Justin Dolling, upland game and migratory game bird coordinator for the Division of Wildlife Resources, says lots of rain this past spring and early summer gave Utah's pheasants and quail exactly what they needed-good nesting cover (which makes it harder for predators to find the birds) and plenty of insects for pheasant and quail chicks to eat.
Pheasants and quail nest in April and May. But if their first nesting attempt isn't successful, they'll nest again in early summer.
"Many of the birds' first nesting attempts probably failed because of all the rain," Dolling says. "But bird numbers appear to be up from last year, so it looks like the second nesting attempts were successful."
Biologists don't have long-term survey data for pheasants and California quail. But they do have long-term data for Gambel's quail. And surveys conducted this past summer in the Mohave Desert in southwestern Utah-which is the only place Gambel's quail are found in the state-indicate the number of birds is up.
In 2010, the highest number of Gambel's quail and chukar partridge biologists saw at the two water holes they surveyed was 66 birds.
This past summer, the highest count was 90 birds. "And the birds were scattered more than they were last year," Dolling says. "To have 90 birds come to the two waters holes, compared to 66 during a much drier year, indicates Gambel's quail are doing really well.

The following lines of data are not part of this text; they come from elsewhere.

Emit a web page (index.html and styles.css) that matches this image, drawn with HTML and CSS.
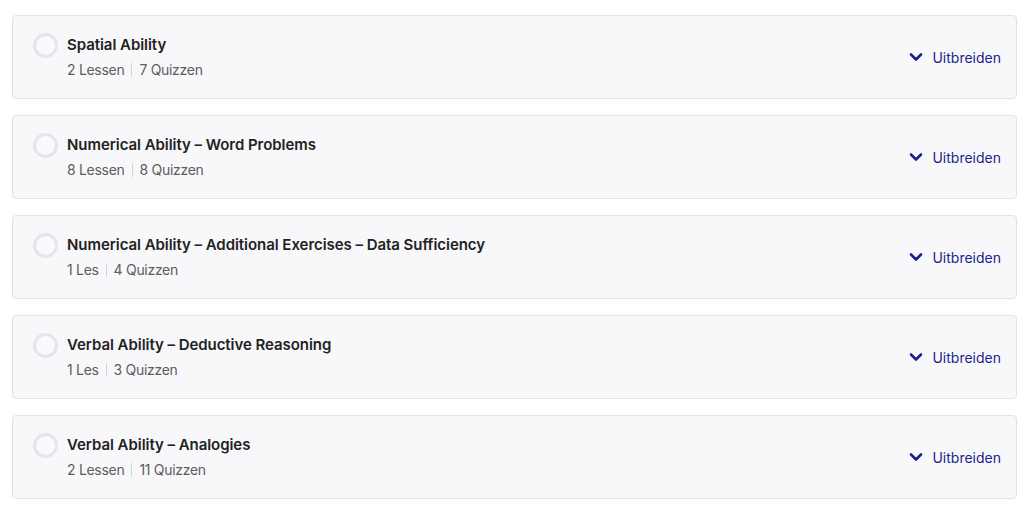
FILE: index.html
```html
<!DOCTYPE html>
<html lang="nl">
<head>
<meta charset="utf-8">
<link rel="stylesheet" href="styles.css">
</head>
<body>
<div class="list">
  <div class="card">
    <div class="main">
      <span class="status"></span>
      <div class="info">
        <div class="title">Spatial Ability</div>
        <div class="meta"><span>2 Lessen</span><span class="sep"></span><span>7 Quizzen</span></div>
      </div>
    </div>
    <button class="expand"><svg viewBox="0 0 14 10" width="14" height="10"><path d="M2 2.5 L7 7.5 L12 2.5" fill="none" stroke="currentColor" stroke-width="2.6" stroke-linecap="round" stroke-linejoin="round"/></svg>Uitbreiden</button>
  </div>
  <div class="card">
    <div class="main">
      <span class="status"></span>
      <div class="info">
        <div class="title">Numerical Ability – Word Problems</div>
        <div class="meta"><span>8 Lessen</span><span class="sep"></span><span>8 Quizzen</span></div>
      </div>
    </div>
    <button class="expand"><svg viewBox="0 0 14 10" width="14" height="10"><path d="M2 2.5 L7 7.5 L12 2.5" fill="none" stroke="currentColor" stroke-width="2.6" stroke-linecap="round" stroke-linejoin="round"/></svg>Uitbreiden</button>
  </div>
  <div class="card">
    <div class="main">
      <span class="status"></span>
      <div class="info">
        <div class="title">Numerical Ability – Additional Exercises – Data Sufficiency</div>
        <div class="meta"><span>1 Les</span><span class="sep"></span><span>4 Quizzen</span></div>
      </div>
    </div>
    <button class="expand"><svg viewBox="0 0 14 10" width="14" height="10"><path d="M2 2.5 L7 7.5 L12 2.5" fill="none" stroke="currentColor" stroke-width="2.6" stroke-linecap="round" stroke-linejoin="round"/></svg>Uitbreiden</button>
  </div>
  <div class="card">
    <div class="main">
      <span class="status"></span>
      <div class="info">
        <div class="title">Verbal Ability – Deductive Reasoning</div>
        <div class="meta"><span>1 Les</span><span class="sep"></span><span>3 Quizzen</span></div>
      </div>
    </div>
    <button class="expand"><svg viewBox="0 0 14 10" width="14" height="10"><path d="M2 2.5 L7 7.5 L12 2.5" fill="none" stroke="currentColor" stroke-width="2.6" stroke-linecap="round" stroke-linejoin="round"/></svg>Uitbreiden</button>
  </div>
  <div class="card">
    <div class="main">
      <span class="status"></span>
      <div class="info">
        <div class="title">Verbal Ability – Analogies</div>
        <div class="meta"><span>2 Lessen</span><span class="sep"></span><span>11 Quizzen</span></div>
      </div>
    </div>
    <button class="expand"><svg viewBox="0 0 14 10" width="14" height="10"><path d="M2 2.5 L7 7.5 L12 2.5" fill="none" stroke="currentColor" stroke-width="2.6" stroke-linecap="round" stroke-linejoin="round"/></svg>Uitbreiden</button>
  </div>
</div>
</body>
</html>
```
FILE: styles.css
```css
* { box-sizing: border-box; }
html, body { margin: 0; background: #ffffff; }
body {
  font-family: "Inter", "Noto Sans", sans-serif;
  color: #222;
}
.list {
  padding: 15px 15px 0 12px;
  display: flex;
  flex-direction: column;
  gap: 16px;
}
.card {
  height: 84px;
  background: #f8f8fb;
  border: 1px solid #e1e3e8;
  border-radius: 4px;
  display: flex;
  align-items: center;
  justify-content: space-between;
  padding: 0 15px 0 20px;
}
.main {
  align-self: flex-start;
  display: flex;
  align-items: flex-start;
  padding-top: 19px;
}
.status {
  flex: none;
  width: 25px;
  height: 25px;
  border: 3px solid #e3e5ea;
  border-radius: 50%;
  margin-right: 9px;
  margin-top: -2px;
  background: #fafafc;
}
.info {
  display: flex;
  flex-direction: column;
  gap: 6px;
}
.title {
  font-size: 15px;
  font-weight: 600;
  line-height: 20px;
  color: #222222;
  letter-spacing: -0.05px;
}
.meta {
  display: flex;
  align-items: center;
  font-size: 14px;
  line-height: 18px;
  color: #5d5d5d;
  letter-spacing: -0.3px;
}
.sep {
  width: 1px;
  height: 14px;
  background: #d6d6d6;
  margin: 0 7px;
}
.expand {
  display: flex;
  align-items: center;
  gap: 9px;
  background: none;
  border: 0;
  padding: 0;
  font-family: inherit;
  font-size: 14px;
  color: #1b1f8c;
  cursor: pointer;
}
.expand svg { display: block; }
```
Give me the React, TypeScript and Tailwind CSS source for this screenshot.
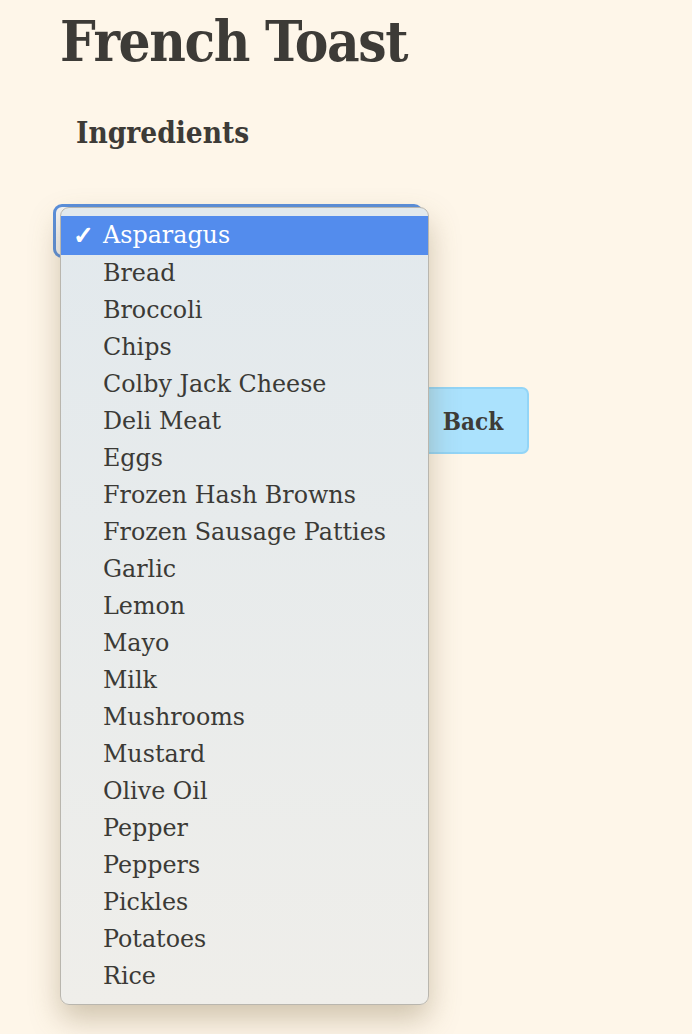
const ingredients = [
  "Asparagus",
  "Bread",
  "Broccoli",
  "Chips",
  "Colby Jack Cheese",
  "Deli Meat",
  "Eggs",
  "Frozen Hash Browns",
  "Frozen Sausage Patties",
  "Garlic",
  "Lemon",
  "Mayo",
  "Milk",
  "Mushrooms",
  "Mustard",
  "Olive Oil",
  "Pepper",
  "Peppers",
  "Pickles",
  "Potatoes",
  "Rice",
];

const slab = { fontFamily: '"DejaVu Serif Condensed", "DejaVu Serif", serif' };

function OptionList({ options, selected }: { options: string[]; selected: string }) {
  return (
    <div
      className="absolute left-[7px] top-[3px] z-10 w-[369px] rounded-[9px] border border-[#b9b6ae] bg-gradient-to-b from-[#e2e9ed] to-[#efeeea] pb-[9px] pt-[8px] shadow-[0_14px_30px_rgba(120,100,60,0.35)]"
      style={{ fontFamily: '"DejaVu Serif", serif' }}
    >
      {options.map((item) => {
        const isSelected = item === selected;
        return (
          <div
            key={item}
            className={
              isSelected
                ? "flex h-[39px] items-center bg-[#538ced] text-white"
                : "flex h-[37px] items-center text-[#3b3a36]"
            }
          >
            <span className="w-[42px] pl-[12px] text-[25px] font-bold">
              {isSelected ? "✓" : ""}
            </span>
            <span className="text-[23.8px] leading-none">{item}</span>
          </div>
        );
      })}
    </div>
  );
}

export default function App() {
  return (
    <div className="min-h-[1034px] w-full bg-[#fef6e9] text-[#3d3b37]">
      <div className="flex flex-col pl-[60px] pt-[6px]">
        <h1 className="text-[56px] font-bold leading-[70px] tracking-[-1.4px]" style={slab}>
          French Toast
        </h1>
        <h2 className="mt-[40px] pl-[16px] text-[29.5px] font-bold leading-[34px]" style={slab}>
          Ingredients
        </h2>

        <div className="relative ml-[-7px] mt-[54px] w-[370px]">
          {/* the select itself, focused, mostly hidden under its open list */}
          <div className="h-[54px] w-full rounded-[9px] border-[3px] border-[#5a8fdc] bg-[#f4f4f4]" />
          <OptionList options={ingredients} selected="Asparagus" />
        </div>

        <div className="mt-[129px] flex pl-[357px]">
          <button
            className="h-[67px] w-[112px] rounded-[7px] border-2 border-[#93d5f7] bg-[#abe2fd] pt-[3px] text-[24px] font-bold text-[#3d3b37]"
            style={slab}
          >
            Back
          </button>
        </div>
      </div>
    </div>
  );
}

Marshes are some of the best places to hunt pheasants in Utah. The DWR manages several wildlife management areas in Utah. Some of these WMAs have pheasants and quail on them.
Another option is getting written permission from a private landowner to hunt on his or her property.
Dolling encourages you to be polite and understanding if a landowner doesn't give you access to his or her property. "But if they do give you access to the property," he says, "you'll not only end up with a good place to hunt; you might end up with a new friend."
Dolling says you should not wait until the morning of the hunt to approach a landowner about hunting his or her property. "You need to get this permission several days before the hunt begins," he says.
Wikipedia says this about pheasants. "Pheasants are characterized by strong sexual dimorphism, males being highly ornate with bright colors and adornments such as wattles and long tails. Males are usually larger than females and have longer tails. Males play no part in rearing the young. Pheasants typically eat seeds and some insects.
The best-known is the common pheasant, which is widespread throughout the world in introduced feral populations and in farm operations. Various other pheasant species are popular in aviaries, such as the golden pheasant.